Not since Christ has there been a man or woman of whom it can be truly said he or she could not possibly, wilfully sin, but it is believed confidently by all who knew Miss Schofield best that she would not under any circumstances knowingly commit sin. It was as natural for her to be virtuous and righteous as it is natural for the vicious to be bad, unkind, selfish and immoral.

While Miss Schofield was kind and generous to prodigality she was also as brave as a lion and quick as a tiger to fight if the occasion demanded it. While she always took counsel and weighed matters carefully she never failed to contend for what she believed to be right. Her nature seemed blended with the holiness of a sacred spirituality, imparted to it no doubt by her religious training, and an invincibleness in matters affecting social relations that bordered the stubbornness of Satan. Influenced, possibly, to greatness in the latter attribute by the teachings of the Abolitionist Party, to which she belonged in heart, mind and soul?

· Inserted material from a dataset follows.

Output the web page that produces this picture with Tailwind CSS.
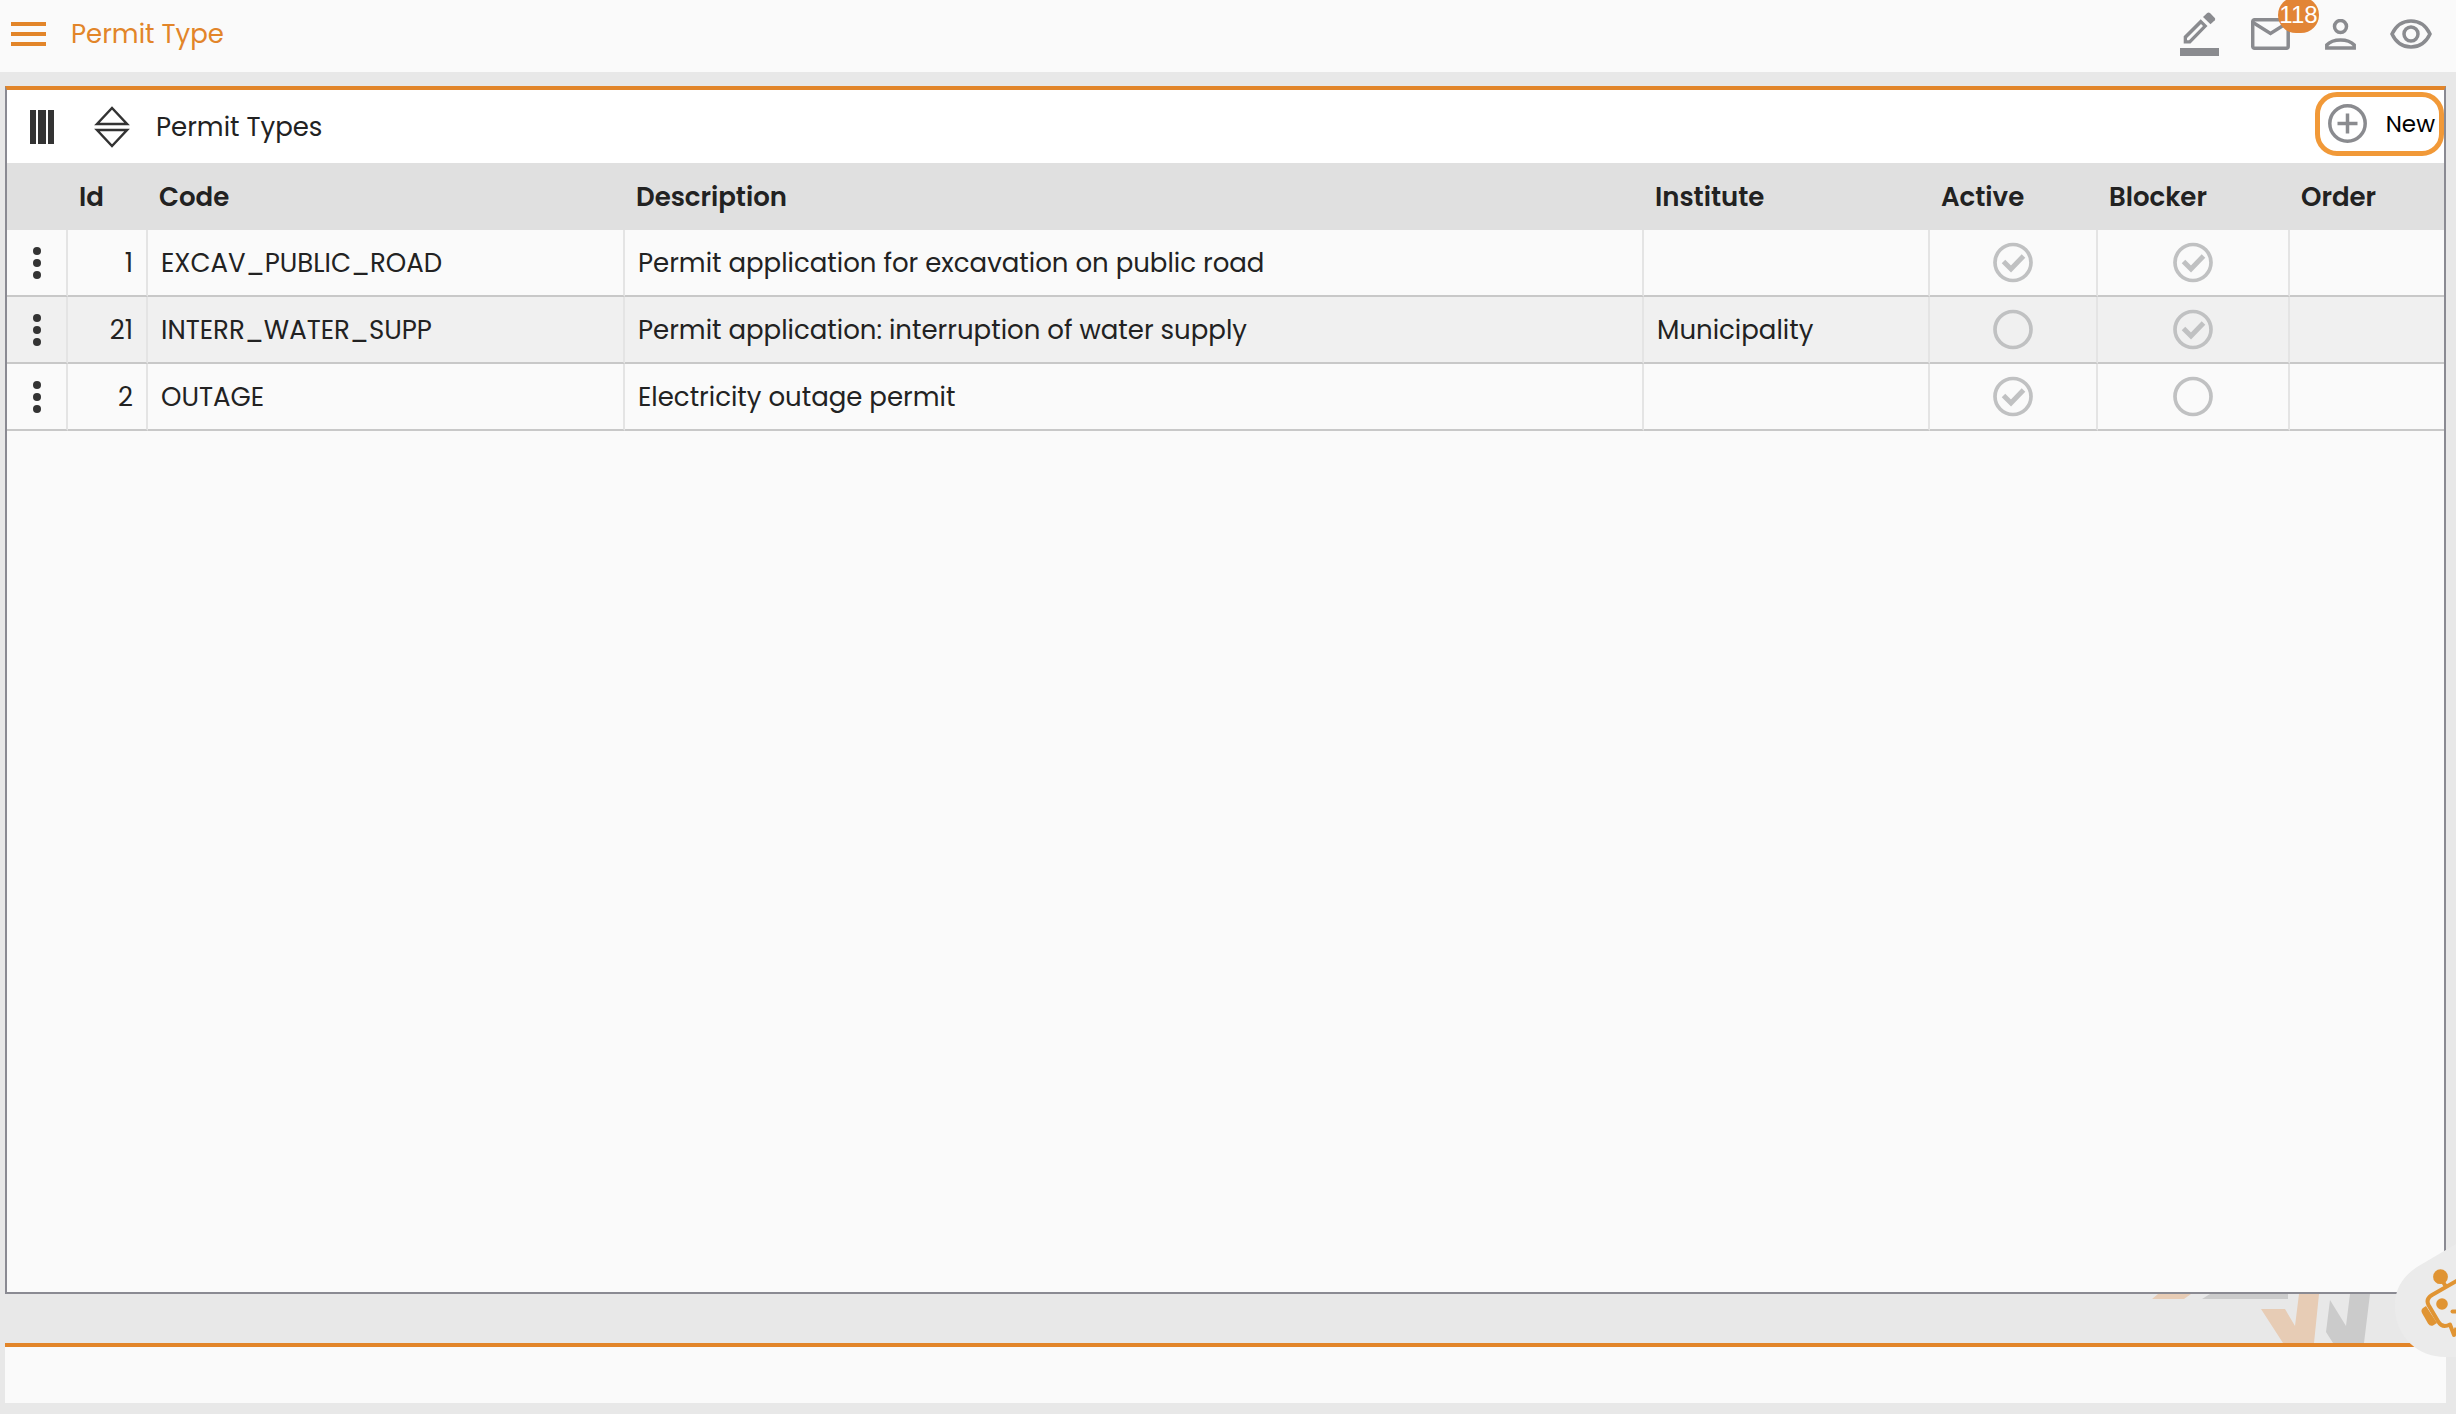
<!DOCTYPE html>
<html lang="en">
  <head>
    <meta charset="UTF-8" />
    <meta name="viewport" content="width=device-width, initial-scale=1.0" />
    <title>Permit Type</title>
    <script src="https://cdn.jsdelivr.net/npm/@tailwindcss/browser@4"></script>
  </head>
  <body
    class="h-screen flex flex-col overflow-hidden bg-[#e8e8e8] text-[#222222] text-[26px] leading-8 font-[Poppins,Inter,sans-serif]"
  >
    <header class="h-[72px] shrink-0 flex items-center justify-between bg-[#fafafa] pl-[11px] pr-6 pb-1">
      <div class="flex items-center gap-[25px] text-[#e28529]">
        <button type="button" aria-label="Menu">
          <svg class="w-[35px] h-6" viewBox="0 0 35 24" fill="currentColor">
            <path d="M0 0h35v4H0zM0 10h35v4H0zM0 20h35v4H0z" />
          </svg>
        </button>
        <h1>Permit Type</h1>
      </div>
      <nav class="flex items-center text-[#8a8b8f]">
        <button type="button" aria-label="Edit" class="mr-[31px]">
          <svg class="w-10 h-11" viewBox="0 0 40 44" fill="currentColor">
            <path
              fill-rule="evenodd"
              d="M3.700 24.300 20.700 7.300 27.500 14 10.500 31.500H3.700zM7 26V28.200H9L23 14 21 12z"
            />
            <path d="M27.200 1Q28.500 0 30 1L34.800 6Q35.700 7 34.800 8.200L30.500 12.300 23 5z" />
            <path d="M0 36h39v8H0z" />
          </svg>
        </button>
        <button type="button" aria-label="Messages" class="relative mr-[35px]">
          <svg class="w-[39px] h-8" viewBox="0 0 39 32" fill="none" stroke="currentColor" stroke-width="3.500">
            <rect x="1.700" y="1.700" width="35.500" height="28.600" rx="2" />
            <path d="M2 4.500 19.500 15.500 37 4.500" />
          </svg>
          <span
            class="absolute left-[27px] -top-[21px] h-9 w-[41px] flex items-center justify-center rounded-full bg-[#e28536] text-white text-2xl font-['Liberation_Sans',sans-serif]"
            >118</span
          >
        </button>
        <button type="button" aria-label="Profile" class="mr-[34px]">
          <svg class="w-[31px] h-[31px]" viewBox="0 0 31 31" fill="none" stroke="currentColor" stroke-width="3.500">
            <circle cx="15.500" cy="7.500" r="6" />
            <path d="M1.800 29V26C5 22.500 10 21 15.500 21S26 22.500 29.200 26V29Z" />
          </svg>
        </button>
        <button type="button" aria-label="View">
          <svg class="w-[42px] h-[30px]" viewBox="0 0 42 30" fill="none" stroke="currentColor" stroke-width="3.500">
            <path d="M2 15C6 6.500 13 2 21 2S36 6.500 40 15C36 23.500 29 28 21 28S6 23.500 2 15Z" />
            <circle cx="21" cy="15" r="7" />
          </svg>
        </button>
      </nav>
    </header>

    <main class="mt-[14px] ml-[5px] mr-[10px] flex-1 min-h-0 flex flex-col border-2 border-t-4 border-[#8a8a92] border-t-[#e28529] bg-[#fafafa]">
      <div class="h-[73px] shrink-0 flex items-center justify-between bg-white pl-[23px]">
        <div class="flex items-center">
          <button type="button" aria-label="Columns" class="mr-10">
            <svg class="w-6 h-[34px]" viewBox="0 0 24 34" fill="#333333">
              <path d="M0 0h6v34H0zM8 0h8v34H8zM18 0h6v34h-6z" />
            </svg>
          </button>
          <button type="button" aria-label="Sort" class="mr-[26px]">
            <svg class="w-9 h-[42px]" viewBox="0 0 36 42" fill="none" stroke="#333333" stroke-width="2.500">
              <path d="M3 18 18 2 33 18Z M3 24 18 40 33 24Z" />
            </svg>
          </button>
          <h2>Permit Types</h2>
        </div>
        <button
          type="button"
          class="h-16 w-[129px] mb-[6px] flex items-center justify-between rounded-[22px] border-[5px] border-[#f19938] pl-2 pr-1 text-black text-[23px]"
        >
          <svg class="w-[39px] h-[39px]" viewBox="0 0 39 39" fill="none" stroke="#8a8b8f" stroke-width="3.500">
            <circle cx="19.500" cy="19.500" r="17.700" />
            <path d="M19.500 9.500v20M9.500 19.500h20" />
          </svg>
          New
        </button>
      </div>

      <table class="w-full table-fixed border-separate border-spacing-0">
        <colgroup>
          <col class="w-[61px]" />
          <col class="w-20" />
          <col class="w-[477px]" />
          <col />
          <col class="w-[286px]" />
          <col class="w-[168px]" />
          <col class="w-[192px]" />
          <col class="w-[154px]" />
        </colgroup>
        <thead>
          <tr class="h-[67px] bg-[#e0e0e0] text-left">
            <td></td>
            <th class="pl-[11px] font-semibold">Id</th>
            <th class="pl-[11px] font-semibold">Code</th>
            <th class="pl-[11px] font-semibold">Description</th>
            <th class="pl-[11px] font-semibold">Institute</th>
            <th class="pl-[11px] font-semibold">Active</th>
            <th class="pl-[11px] font-semibold">Blocker</th>
            <th class="pl-[11px] font-semibold">Order</th>
          </tr>
        </thead>
        <tbody id="permitRows"></tbody>
      </table>
    </main>

    <!-- watermark strip -->
    <div class="h-[49px] shrink-0 flex justify-end pr-[86px]">
      <svg class="w-[220px] h-[49px]" viewBox="2150 1294 220 49">
        <path fill="#e7ccb5" d="M2158 1294H2191L2184 1299H2152ZM2261 1309H2285L2295 1326 2299 1294H2319L2314 1343H2283Z" />
        <path fill="#cbcbcb" d="M2210 1294H2288V1299H2202ZM2330 1300 2346 1326 2350 1294H2370L2364 1343H2333L2326 1332Z" />
      </svg>
    </div>

    <footer class="h-[60px] shrink-0 ml-[5px] mr-[10px] mb-[11px] border-t-4 border-[#e28529] bg-[#fafafa]"></footer>

    <!-- chat assistant, half tucked behind the window edge -->
    <button type="button" aria-label="Assistant" class="absolute right-0 bottom-[54px]">
      <svg class="w-[63px] h-[116px]" viewBox="0 0 63 116">
        <path fill="#ebebeb" d="M63 0 24 23C9 33 1 46 2 65 3 93 25 113 52 113H63Z" />
        <g fill="#e09433">
          <circle cx="47.500" cy="32.700" r="7.400" />
          <circle cx="49" cy="60" r="5.800" />
          <path d="M33 62 30 64Q27.500 66 29 69L35 79.500Q37 82.500 40 81.500L44 79Z" />
        </g>
        <g fill="none" stroke="#e09433" stroke-width="4" stroke-linejoin="round">
          <path d="M49.500 37 52.500 42M66 35.500 39 51Q32.500 55 35.500 61L45.500 78Q49.500 84.500 57 80.500L61 91 63.500 84" />
          <path d="M59.500 67.500H64" stroke-linecap="round" />
        </g>
      </svg>
    </button>

    <script>
      const permits = [
        { id: 1, code: "EXCAV_PUBLIC_ROAD", description: "Permit application for excavation on public road", institute: "", active: true, blocker: true },
        { id: 21, code: "INTERR_WATER_SUPP", description: "Permit application: interruption of water supply", institute: "Municipality", active: false, blocker: true },
        { id: 2, code: "OUTAGE", description: "Electricity outage permit", institute: "", active: true, blocker: false },
      ];

      function checkCell(label, checked) {
        return `
          <label class="relative block w-10 h-[43px] mx-auto">
            <input type="checkbox" aria-label="${label}" class="absolute inset-0 appearance-none" ${checked ? "checked" : ""} />
            <svg class="w-10 h-[43px]" viewBox="0 0 40 43" fill="none" stroke="#c0c1c2">
              <circle cx="20" cy="21.500" r="18" stroke-width="3.700" />
              ${checked ? '<path d="M10.500 20.500 18 28 30.500 15" stroke-width="5" />' : ""}
            </svg>
          </label>`;
      }

      document.getElementById("permitRows").innerHTML = permits
        .map(
          (permit) => `
          <tr class="h-[67px] even:bg-[#f0f0f0]">
            <td class="border-r-2 border-r-[#e4e4e4] border-b-2 border-b-[#c8c8c8]">
              <button type="button" aria-label="Row menu" class="block mx-auto">
                <svg class="w-2 h-8" viewBox="0 0 8 32" fill="#333333">
                  <circle cx="4" cy="4" r="4" /><circle cx="4" cy="16" r="4" /><circle cx="4" cy="28" r="4" />
                </svg>
              </button>
            </td>
            <td class="border-r-2 border-r-[#e4e4e4] border-b-2 border-b-[#c8c8c8] pr-[13px] text-right">${permit.id}</td>
            <td class="border-r-2 border-r-[#e4e4e4] border-b-2 border-b-[#c8c8c8] pl-[13px]">${permit.code}</td>
            <td class="border-r-2 border-r-[#e4e4e4] border-b-2 border-b-[#c8c8c8] pl-[13px]">${permit.description}</td>
            <td class="border-r-2 border-r-[#e4e4e4] border-b-2 border-b-[#c8c8c8] pl-[13px]">${permit.institute}</td>
            <td class="border-r-2 border-r-[#e4e4e4] border-b-2 border-b-[#c8c8c8]">${checkCell("Active", permit.active)}</td>
            <td class="border-r-2 border-r-[#e4e4e4] border-b-2 border-b-[#c8c8c8]">${checkCell("Blocker", permit.blocker)}</td>
            <td class="border-b-2 border-b-[#c8c8c8]"></td>
          </tr>`
        )
        .join("");
    </script>
  </body>
</html>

As one of her most valued friends and one of the most brilliant of the many noteworthy people said of her at the funeral, the author wishes to repeat here: “Martha Schofield is not dead; she lives and will continue to live in the memory of her students scattered all over South Carolina and other States. She lives in their memory and in the memory of their children’s children, for there are few colored homes in which her name and deeds are not recounted in the family circle. I count some of her best work, the efforts she made to elevate and purify the home. She spent much time and endured many hardships traveling through the country speaking and teaching the value of homes and the necessity of clean homes, both physically and morally. She never tired of stressing these things and there are many good Negro homes in South Carolina and all over the Southland that are evidences that her efforts have not been in vain. Martha Schofield was helpful not alone to the Negroes but also to the whites, for good Negroes make good whites and good whites make good Negroes.”